## DATA SEGMENT
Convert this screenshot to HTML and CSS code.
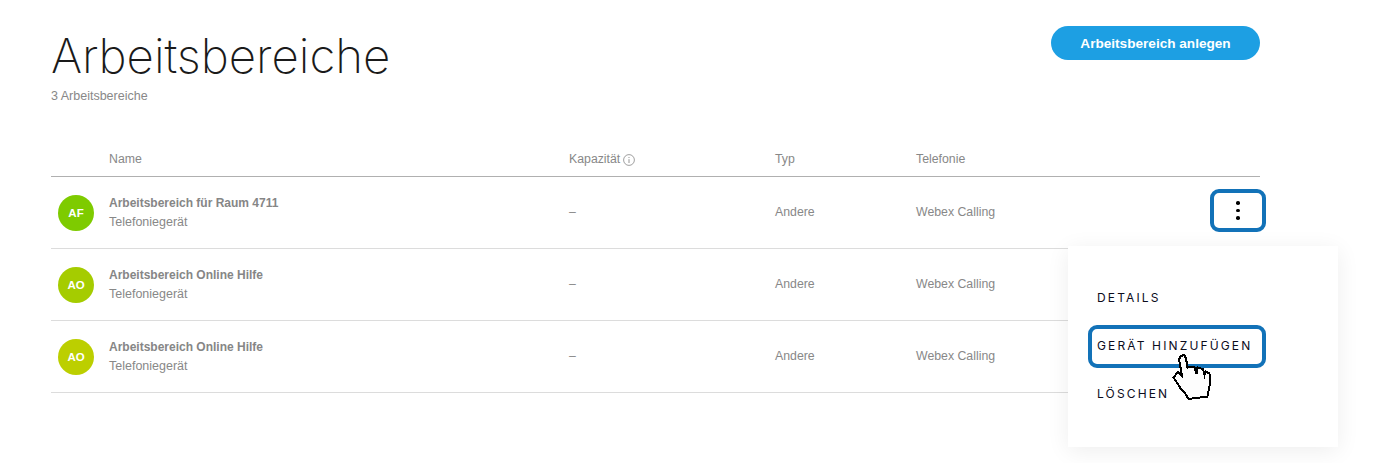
FILE: index.html
```html
<!DOCTYPE html>
<html lang="de">
<head>
    <meta charset="UTF-8">
    <title>Arbeitsbereiche</title>
    <link rel="stylesheet" href="styles.css">
</head>
<body>
    <div class="page">
        <div class="page-header">
            <div>
                <h1>Arbeitsbereiche</h1>
                <div class="count">3 Arbeitsbereiche</div>
            </div>
            <button class="add-button">Arbeitsbereich anlegen</button>
        </div>

        <div class="table">
            <div class="row head">
                <span></span>
                <span>Name</span>
                <span class="capacity">Kapazität
                    <svg class="info" width="12" height="12" viewBox="0 0 12 12">
                        <circle cx="6" cy="6" r="5.4" fill="none" stroke="#888" stroke-width="0.8"/>
                        <path d="M6 5.2V9" stroke="#888" stroke-width="0.9"/>
                        <circle cx="6" cy="3.5" r="0.6" fill="#888"/>
                    </svg>
                </span>
                <span>Typ</span>
                <span>Telefonie</span>
            </div>

            <div class="row item">
                <div class="avatar af">AF</div>
                <div>
                    <div class="title">Arbeitsbereich für Raum 4711</div>
                    <div class="sub">Telefoniegerät</div>
                </div>
                <span class="cell">–</span>
                <span class="cell">Andere</span>
                <span class="cell">Webex Calling</span>
                <button class="more" aria-label="Mehr">
                    <span class="dot"></span>
                    <span class="dot"></span>
                    <span class="dot"></span>
                </button>
            </div>

            <div class="row item">
                <div class="avatar ao1">AO</div>
                <div>
                    <div class="title">Arbeitsbereich Online Hilfe</div>
                    <div class="sub">Telefoniegerät</div>
                </div>
                <span class="cell">–</span>
                <span class="cell">Andere</span>
                <span class="cell">Webex Calling</span>
            </div>

            <div class="row item">
                <div class="avatar ao2">AO</div>
                <div>
                    <div class="title">Arbeitsbereich Online Hilfe</div>
                    <div class="sub">Telefoniegerät</div>
                </div>
                <span class="cell">–</span>
                <span class="cell">Andere</span>
                <span class="cell">Webex Calling</span>
            </div>
        </div>
    </div>

    <div class="menu">
        <div class="menu-item">DETAILS</div>
        <div class="menu-item active">GERÄT HINZUFÜGEN</div>
        <div class="menu-item">LÖSCHEN</div>
    </div>

    <!-- hand cursor on top of the menu -->
    <svg class="cursor" width="42" height="50" viewBox="0 0 42 50">
        <path d="M7 7L9 4L12 3L14 6L15.500 16L17 14.500L22.500 15L24.500 22L25.500 15.500L31 17L32.500 23L33.500 19.500L37.500 21.500L38 31L35.500 44.500L16.500 47L13 41L9 37L1.500 25.500L6 20L10 24Z" fill="#fdfdfd" stroke="#000" stroke-width="2" shape-rendering="crispEdges"/>
    </svg>
</body>
</html>
```

FILE: styles.css
```css
html, body {
    margin: 0;
    padding: 0;
    background-color: #ffffff;
}

body {
    height: 463px;
    overflow: hidden;
    position: relative;
    font-family: "Liberation Sans", Arial, sans-serif;
    font-size: 12.5px;
    color: #888888;
}

.page {
    width: 1209px;
    padding: 26px 0 0 51px;
}

.page-header {
    display: flex;
    justify-content: space-between;
    align-items: flex-start;
    height: 124px;
}

h1 {
    margin: 0;
    font-family: Inter, sans-serif;
    font-weight: 200;
    font-size: 47.4px;
    line-height: 60px;
    color: #1a1a1a;
}

.count {
    margin-top: 3px;
}

.add-button {
    width: 209px;
    height: 34px;
    border: none;
    border-radius: 17px;
    background-color: #1d9fe3;
    color: white;
    font-family: "Liberation Sans", Arial, sans-serif;
    font-size: 13.6px;
    font-weight: bold;
}

.row {
    display: grid;
    grid-template-columns: 58px 460px 206px 141px 1fr;
    align-items: center;
    position: relative;
}

.head {
    height: 24px;
    padding-top: 2px;
    border-bottom: 1px solid #b0b0b0;
    align-items: start;
    font-size: 12.3px;
}

.capacity {
    display: flex;
    align-items: center;
    gap: 3px;
}

.info {
    margin-top: 2px;
}

.item {
    height: 71px;
    border-bottom: 1px solid #dcdcdc;
}

.cell {
    font-size: 12.3px;
    margin-top: -2px;
}

.avatar {
    width: 36px;
    height: 36px;
    margin-left: 7px;
    border-radius: 50%;
    color: white;
    font-size: 11.5px;
    font-weight: bold;
    line-height: 36px;
    text-align: center;
}

.af { background-color: #7ecb00; }
.ao1 { background-color: #a5cc00; }
.ao2 { background-color: #bccf00; }

.title {
    font-size: 12px;
    font-weight: bold;
    color: #868686;
    margin-bottom: 5px;
}

.more {
    position: absolute;
    right: -6px;
    top: 12px;
    width: 56px;
    height: 43px;
    box-sizing: border-box;
    border: 4px solid #1272b8;
    border-radius: 9px;
    background: white;
    display: flex;
    flex-direction: column;
    align-items: center;
    justify-content: center;
    gap: 4px;
    padding: 0;
}

.dot {
    width: 3.5px;
    height: 3.5px;
    border-radius: 50%;
    background-color: #000;
}

.menu {
    position: absolute;
    left: 1068px;
    top: 246px;
    width: 270px;
    height: 201px;
    box-sizing: border-box;
    padding: 31px 72px 0 21px;
    background: white;
    box-shadow: 0 4px 22px rgba(0, 0, 0, 0.07);
    display: flex;
    flex-direction: column;
    gap: 6px;
}

.menu-item {
    height: 42px;
    box-sizing: border-box;
    padding-left: 8px;
    border: 4px solid transparent;
    border-left-width: 0;
    font-family: Inter, sans-serif;
    font-size: 12px;
    letter-spacing: 2.14px;
    line-height: 34px;
    color: #0c0c1c;
    white-space: nowrap;
}

.active {
    height: 43px;
    margin: 0 0 -1px -1px;
    border: 4px solid #1272b8;
    border-radius: 9px;
    padding-left: 5px;
}

.cursor {
    position: absolute;
    left: 1172px;
    top: 352px;
}
```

## PROBLEM TO WORK ON
Each line above is to be copied verbatim. Drop any image from the copy.

## SOLUTION TO THIS PROBLEM
Convert this screenshot to HTML and CSS code.
FILE: index.html
```html
<!DOCTYPE html>
<html lang="de">
<head>
    <meta charset="UTF-8">
    <title>Arbeitsbereiche</title>
    <link rel="stylesheet" href="styles.css">
</head>
<body>
    <div class="page">
        <div class="page-header">
            <div>
                <h1>Arbeitsbereiche</h1>
                <div class="count">3 Arbeitsbereiche</div>
            </div>
            <button class="add-button">Arbeitsbereich anlegen</button>
        </div>

        <div class="table">
            <div class="row head">
                <span></span>
                <span>Name</span>
                <span class="capacity">Kapazität
                    <svg class="info" width="12" height="12" viewBox="0 0 12 12">
                        <circle cx="6" cy="6" r="5.4" fill="none" stroke="#888" stroke-width="0.8"/>
                        <path d="M6 5.2V9" stroke="#888" stroke-width="0.9"/>
                        <circle cx="6" cy="3.5" r="0.6" fill="#888"/>
                    </svg>
                </span>
                <span>Typ</span>
                <span>Telefonie</span>
            </div>

            <div class="row item">
                <div class="avatar af">AF</div>
                <div>
                    <div class="title">Arbeitsbereich für Raum 4711</div>
                    <div class="sub">Telefoniegerät</div>
                </div>
                <span class="cell">–</span>
                <span class="cell">Andere</span>
                <span class="cell">Webex Calling</span>
                <button class="more" aria-label="Mehr">
                    <span class="dot"></span>
                    <span class="dot"></span>
                    <span class="dot"></span>
                </button>
            </div>

            <div class="row item">
                <div class="avatar ao1">AO</div>
                <div>
                    <div class="title">Arbeitsbereich Online Hilfe</div>
                    <div class="sub">Telefoniegerät</div>
                </div>
                <span class="cell">–</span>
                <span class="cell">Andere</span>
                <span class="cell">Webex Calling</span>
            </div>

            <div class="row item">
                <div class="avatar ao2">AO</div>
                <div>
                    <div class="title">Arbeitsbereich Online Hilfe</div>
                    <div class="sub">Telefoniegerät</div>
                </div>
                <span class="cell">–</span>
                <span class="cell">Andere</span>
                <span class="cell">Webex Calling</span>
            </div>
        </div>
    </div>

    <div class="menu">
        <div class="menu-item">DETAILS</div>
        <div class="menu-item active">GERÄT HINZUFÜGEN</div>
        <div class="menu-item">LÖSCHEN</div>
    </div>

    <!-- hand cursor on top of the menu -->
    <svg class="cursor" width="42" height="50" viewBox="0 0 42 50">
        <path d="M7 7L9 4L12 3L14 6L15.500 16L17 14.500L22.500 15L24.500 22L25.500 15.500L31 17L32.500 23L33.500 19.500L37.500 21.500L38 31L35.500 44.500L16.500 47L13 41L9 37L1.500 25.500L6 20L10 24Z" fill="#fdfdfd" stroke="#000" stroke-width="2" shape-rendering="crispEdges"/>
    </svg>
</body>
</html>
```

FILE: styles.css
```css
html, body {
    margin: 0;
    padding: 0;
    background-color: #ffffff;
}

body {
    height: 463px;
    overflow: hidden;
    position: relative;
    font-family: "Liberation Sans", Arial, sans-serif;
    font-size: 12.5px;
    color: #888888;
}

.page {
    width: 1209px;
    padding: 26px 0 0 51px;
}

.page-header {
    display: flex;
    justify-content: space-between;
    align-items: flex-start;
    height: 124px;
}

h1 {
    margin: 0;
    font-family: Inter, sans-serif;
    font-weight: 200;
    font-size: 47.4px;
    line-height: 60px;
    color: #1a1a1a;
}

.count {
    margin-top: 3px;
}

.add-button {
    width: 209px;
    height: 34px;
    border: none;
    border-radius: 17px;
    background-color: #1d9fe3;
    color: white;
    font-family: "Liberation Sans", Arial, sans-serif;
    font-size: 13.6px;
    font-weight: bold;
}

.row {
    display: grid;
    grid-template-columns: 58px 460px 206px 141px 1fr;
    align-items: center;
    position: relative;
}

.head {
    height: 24px;
    padding-top: 2px;
    border-bottom: 1px solid #b0b0b0;
    align-items: start;
    font-size: 12.3px;
}

.capacity {
    display: flex;
    align-items: center;
    gap: 3px;
}

.info {
    margin-top: 2px;
}

.item {
    height: 71px;
    border-bottom: 1px solid #dcdcdc;
}

.cell {
    font-size: 12.3px;
    margin-top: -2px;
}

.avatar {
    width: 36px;
    height: 36px;
    margin-left: 7px;
    border-radius: 50%;
    color: white;
    font-size: 11.5px;
    font-weight: bold;
    line-height: 36px;
    text-align: center;
}

.af { background-color: #7ecb00; }
.ao1 { background-color: #a5cc00; }
.ao2 { background-color: #bccf00; }

.title {
    font-size: 12px;
    font-weight: bold;
    color: #868686;
    margin-bottom: 5px;
}

.more {
    position: absolute;
    right: -6px;
    top: 12px;
    width: 56px;
    height: 43px;
    box-sizing: border-box;
    border: 4px solid #1272b8;
    border-radius: 9px;
    background: white;
    display: flex;
    flex-direction: column;
    align-items: center;
    justify-content: center;
    gap: 4px;
    padding: 0;
}

.dot {
    width: 3.5px;
    height: 3.5px;
    border-radius: 50%;
    background-color: #000;
}

.menu {
    position: absolute;
    left: 1068px;
    top: 246px;
    width: 270px;
    height: 201px;
    box-sizing: border-box;
    padding: 31px 72px 0 21px;
    background: white;
    box-shadow: 0 4px 22px rgba(0, 0, 0, 0.07);
    display: flex;
    flex-direction: column;
    gap: 6px;
}

.menu-item {
    height: 42px;
    box-sizing: border-box;
    padding-left: 8px;
    border: 4px solid transparent;
    border-left-width: 0;
    font-family: Inter, sans-serif;
    font-size: 12px;
    letter-spacing: 2.14px;
    line-height: 34px;
    color: #0c0c1c;
    white-space: nowrap;
}

.active {
    height: 43px;
    margin: 0 0 -1px -1px;
    border: 4px solid #1272b8;
    border-radius: 9px;
    padding-left: 5px;
}

.cursor {
    position: absolute;
    left: 1172px;
    top: 352px;
}
```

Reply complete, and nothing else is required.